А летом следующего года в ту самую низкую дверцу, в которую, однажды попрощавшись с Красиным, вошла голая Катя, теперь, нагнувшись, чтобы не задеть светловолосой головой верхнюю, держащую кирпичный свод балочку, вышел исправник Лисицын. Был он – через год-то почти! – уже подполковник. Следом вышла средних лет монахиня и еще вторая монахиня. Глухой апостольник скрывал ее лицо, но тщетно, мы же знаем, что это – Катя. Катя несла на руках небольшой продолговатый сверток. Лисицын, против обыкновения порядочного человека, вышел в дверцу первым. Фуражку Лисицын, конечно же, держал в руках и сейчас не надел на голову, а повесил на переднюю луку седла – в двух шагах от калитки оказалась привязана к березе каурая лошадь. Видимо, она застоялась, потому что радостно заржала, увидев хозяина и даже взбрыкнула передними ногами, отчего черная жандармская фуражка упала в светлую, нежнейшую майскую траву.
– Балуй у меня! – Лисицын поднял головной убор, отряхнул и надел, повернулся к Кате. – Давайте, Катерина Борисовна.
– Сестра, – поправила старшая монахиня. Подполковник на это ничего не сказал, молча отвязал лошадь и сел в седло.
– Давайте, Катерина Борисовна, – повторил сверху, нагибаясь к Кате и протягивая обе руки.
Катя отвернула кусок материи, в которую был завернут сверток и посмотрела на него.
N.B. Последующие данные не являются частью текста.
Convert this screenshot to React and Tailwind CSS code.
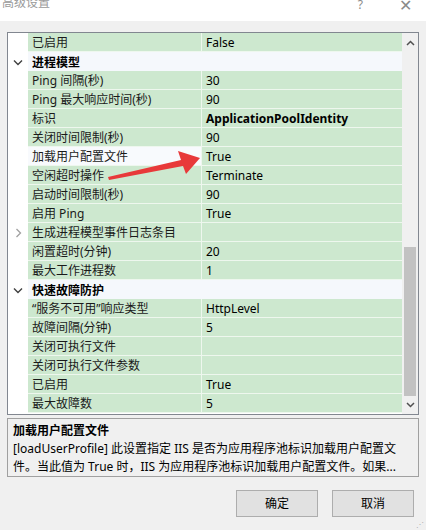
import React from "react";

const font = { fontFamily: '"Noto Sans", "Noto Sans CJK SC", sans-serif' };

const rows = [
  { name: "已启用", value: "False" },
  { cat: "进程模型" },
  { name: "Ping 间隔(秒)", value: "30" },
  { name: "Ping 最大响应时间(秒)", value: "90" },
  { name: "标识", value: "ApplicationPoolIdentity", bold: true },
  { name: "关闭时间限制(秒)", value: "90" },
  { name: "加载用户配置文件", value: "True", selected: true },
  { name: "空闲超时操作", value: "Terminate" },
  { name: "启动时间限制(秒)", value: "90" },
  { name: "启用 Ping", value: "True" },
  { name: "生成进程模型事件日志条目", value: "", collapsed: true },
  { name: "闲置超时(分钟)", value: "20" },
  { name: "最大工作进程数", value: "1" },
  { cat: "快速故障防护" },
  { name: "\u201C服务不可用\u201D响应类型", value: "HttpLevel" },
  { name: "故障间隔(分钟)", value: "5" },
  { name: "关闭可执行文件", value: "" },
  { name: "关闭可执行文件参数", value: "" },
  { name: "已启用", value: "True" },
  { name: "最大故障数", value: "5" },
];

function Chevron({ down }) {
  return down ? (
    <svg width="10" height="7" viewBox="0 0 10 7"><path d="M1 1.5 L5 5.5 L9 1.5" fill="none" stroke="#404040" strokeWidth="1.4" /></svg>
  ) : (
    <svg width="7" height="10" viewBox="0 0 7 10"><path d="M1.5 1 L5.5 5 L1.5 9" fill="none" stroke="#a0a0a0" strokeWidth="1.3" /></svg>
  );
}

function Row({ r }) {
  if (r.cat) {
    return (
      <div className="flex h-[19px] bg-[#f5f8fc]">
        <div className="w-[20px] bg-white flex items-center justify-center pt-[1px]"><Chevron down /></div>
        <div className="flex-1 pl-[4px] pt-[1px] font-bold text-[12px] leading-[19px] text-black">{r.cat}</div>
      </div>
    );
  }
  return (
    <div className="flex h-[19px]">
      <div className="w-[20px] bg-white flex items-center justify-center">{r.collapsed && <Chevron />}</div>
      <div className={`w-[174px] pl-[4px] pt-[1px] border-b border-r border-[#eef7ee] text-[12px] leading-[18px] text-[#1a1a1a] whitespace-nowrap ${r.selected ? "bg-[#f8fafd]" : "bg-[#cde8cf]"}`}>{r.name}</div>
      <div className={`flex-1 pl-[4px] pt-[1px] border-b border-[#eef7ee] bg-[#cde8cf] text-[12px] leading-[18px] text-black whitespace-nowrap ${r.bold ? "font-bold" : ""}`}>{r.value}</div>
    </div>
  );
}

export default function App() {
  return (
    <div className="w-[426px] h-[530px] bg-[#f0f0f0] relative overflow-hidden" style={font}>
      <div className="h-[21px] bg-white flex items-start justify-between">
        <div className="pl-[2px] -mt-[6px] text-[12px] leading-[18px] text-[#9a9a9a]">高级设置</div>
        <div className="flex items-start -mt-[4px] text-[#8a8a8a]">
          <span className="text-[12px] leading-[18px] mr-[36px]">?</span>
          <span className="text-[16px] leading-[18px] mr-[14px]">✕</span>
        </div>
      </div>

      <div className="px-[7px] pt-[11px]">
        <div className="h-[383px] border border-[#828790] bg-white flex">
          <div className="flex-1 flex flex-col">
            {rows.map((r, i) => <Row key={i} r={r} />)}
          </div>
          <div className="w-[16px] bg-[#f0f0f0] flex flex-col items-center">
            <div className="h-[19px] flex items-center justify-center">
              <svg width="9" height="6" viewBox="0 0 9 6"><path d="M1 5 L4.5 1.5 L8 5" fill="none" stroke="#505050" strokeWidth="1.5" /></svg>
            </div>
            <div className="h-[195px]" />
            <div className="w-[12px] h-[149px] bg-[#c2c2c2]" />
            <div className="flex-1 flex items-center justify-center">
              <svg width="9" height="6" viewBox="0 0 9 6"><path d="M1 1 L4.5 4.5 L8 1" fill="none" stroke="#505050" strokeWidth="1.5" /></svg>
            </div>
          </div>
        </div>

        <div className="mt-[3px] h-[59px] border border-[#a0a0a0] bg-[#f0f0f0] px-[5px] pt-[3px] text-[12px] leading-[18px] text-black whitespace-nowrap">
          <div className="font-bold">加载用户配置文件</div>
          <div>[loadUserProfile] 此设置指定 IIS 是否为应用程序池标识加载用户配置文</div>
          <div>件。当此值为 True 时，IIS 为应用程序池标识加载用户配置文件。如果...</div>
        </div>

        <div className="flex justify-end gap-[14px] mt-[13px] pr-[5px]">
          <button className="w-[82px] h-[27px] bg-[#e1e1e1] border border-[#adadad] text-[12px] text-black">确定</button>
          <button className="w-[82px] h-[27px] bg-[#e1e1e1] border border-[#adadad] text-[12px] text-black">取消</button>
        </div>
      </div>

      <svg className="absolute left-0 top-0 pointer-events-none" width="426" height="530" viewBox="0 0 426 530">
        <polygon points="108,177 181,160 178,151 200,158 186,174 183,166 109,180" fill="#e8393a" />
      </svg>

      <div className="absolute right-[2px] bottom-[2px] text-[8px] leading-none text-[#b0b0b0]">⋰</div>
    </div>
  );
}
– Спит, – почему-то хриплым голосом произнесла Катя и прокашлялась. – Наелась и спит.
Резким движением она передала сверток Лисицыну, а тот взял его с огромным бережением и прижал к золоченым пуговицам на кителе. Когда Катя передавала сверток, лицо ее чуть приоткрылось за монашеским черным платом, и стало понятно, почему она говорит с хрипотцой – Катя была страшно бледна, как всегда была бледна мраморною бледностью Маша, и, главное, все лицо ее было залито слезами.
– Не беспокойтесь, Катерина Борисовна, – неизвестно в который, видимо, раз повторил Лисицын. – Все готово. И кормилица, и документы… и белье… И пинетки, и ботиночки, и все-все я выписал из Парижа… – тут жандарм позволил себе улыбнуться. Улыбка мгновенно преображала его. – Запись в церковной книге в Ильинском храме в Светлозыбалове… Все сделано… А вы… Катерина Борисовна…
– Сестра, – второй раз настойчиво повторила старшая монахиня. – Вы езжайте с Богом, Павел Ильич… Не ровен час, увидит кто… – она опасливо оглянулась по обеим сторонам стены и перекрестилась. – Езжайте!… Только что шажком… Бережно.
Как вы сами понимаете, дорогие мои, в монастырях никаким беременным находиться не полагается, тем более – рожать. Но для Кати… для единственной из оставшихся в живых дочери основателя монастыря сделали исключение. Было ли к тому прошение на архиерейское имя или же это стало еще одной монастырской вкупе с Глухово-Колпаковской жандармской управою тайной, а грех взяла на себя тогдашняя Настоятельница вместе с особо приближенными монашками – поистине Бог весть. Во всяком случае, первая из вышедших сейчас из двери монахинь нервничала и торопилась.
– Езжайте! – повторила она и перекрестила лошадиную морду. – С Богом!